Une autre chose retient l’attention dans la mise en œuvre de ce récit, c’est le choix du studio pour l’essentiel des séquences. Ce qui permet de nombreux effets que vous apprécierez en les découvrant, chacun ayant un sens en lien avec les moments de cette sorte d’anamnèse cathartique, un travail qui n’est pas d’une petite fille et qui force l’estime.
La Promesse verte de Édouard Bergeon
Ce titre est celui d’un travail universitaire mené par un jeune homme que nous découvrons « sur le terrain » en Indonésie. Il est témoin des pires exactions pour réduire au silence les populations spoliées qui verront leurs terres transformées en palmeraies pour produire de l’huile de palme. Les images de la forêt primaire ont été tournées à Bornéo et le film en Thaïlande et bien entendu aussi en France.
Ce jeune homme va se faire piéger, mettre en prison et condamner à mort. Sa mère se lance dans un combat inégal pour obtenir sa libération dont elle comprendra très vite que c’est un enjeu politique qui la dépasse totalement.
Le récit en partie soutenu par la voix off du jeune chercheur, est très didactique et le déroulement de l’histoire, prévisible. Ce qui n’enlève rien à son intérêt car le sujet reste exemplaire d’une actualité qui se répète en maintes circonstances et endroits dans le monde.
Le film met clairement en lumière l’antagonisme entre la voie du soutien diplomatique, feutré, discret, et le recours aux médias et autres groupes de pressions issus de la société civile.
La turpitude des personnes ayant un intérêt dans la production de cette huile est bien mise en évidence alors qu’elle est nocive pour la santé car elle est susceptible d’augmenter le taux de mauvais cholestérol et d’accroitre les risques cardiovasculaires.
Et la production de cette huile est responsable d’une importante déforestation dans des conditions épouvantables.

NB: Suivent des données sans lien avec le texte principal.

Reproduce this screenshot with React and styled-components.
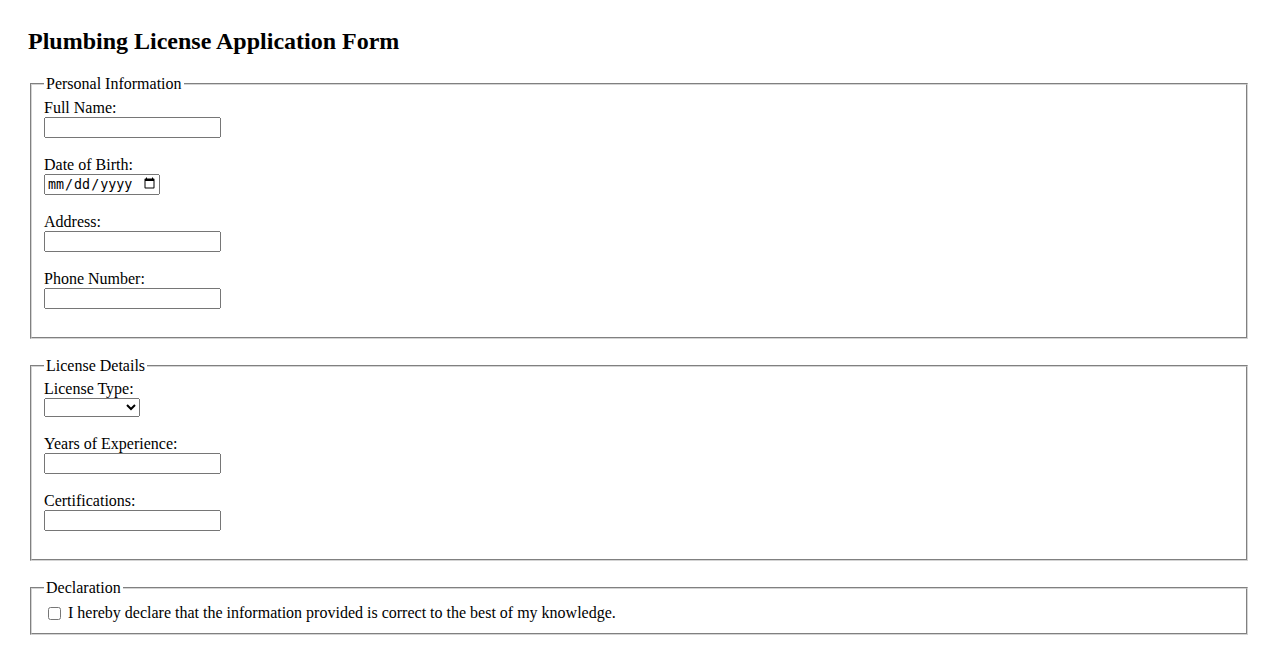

Le réalisateur est un militant très engagé dans les causes liées à un domaine qu’il connait très bien, celui de l’agriculture. Nous avions admiré déjà Au nom de la terre et si le tax shelter est à nouveau sollicité pour un film qui n’a strictement rien de belge, au moins y retrouve-t-on des collaborateurs talentueux de chez nous.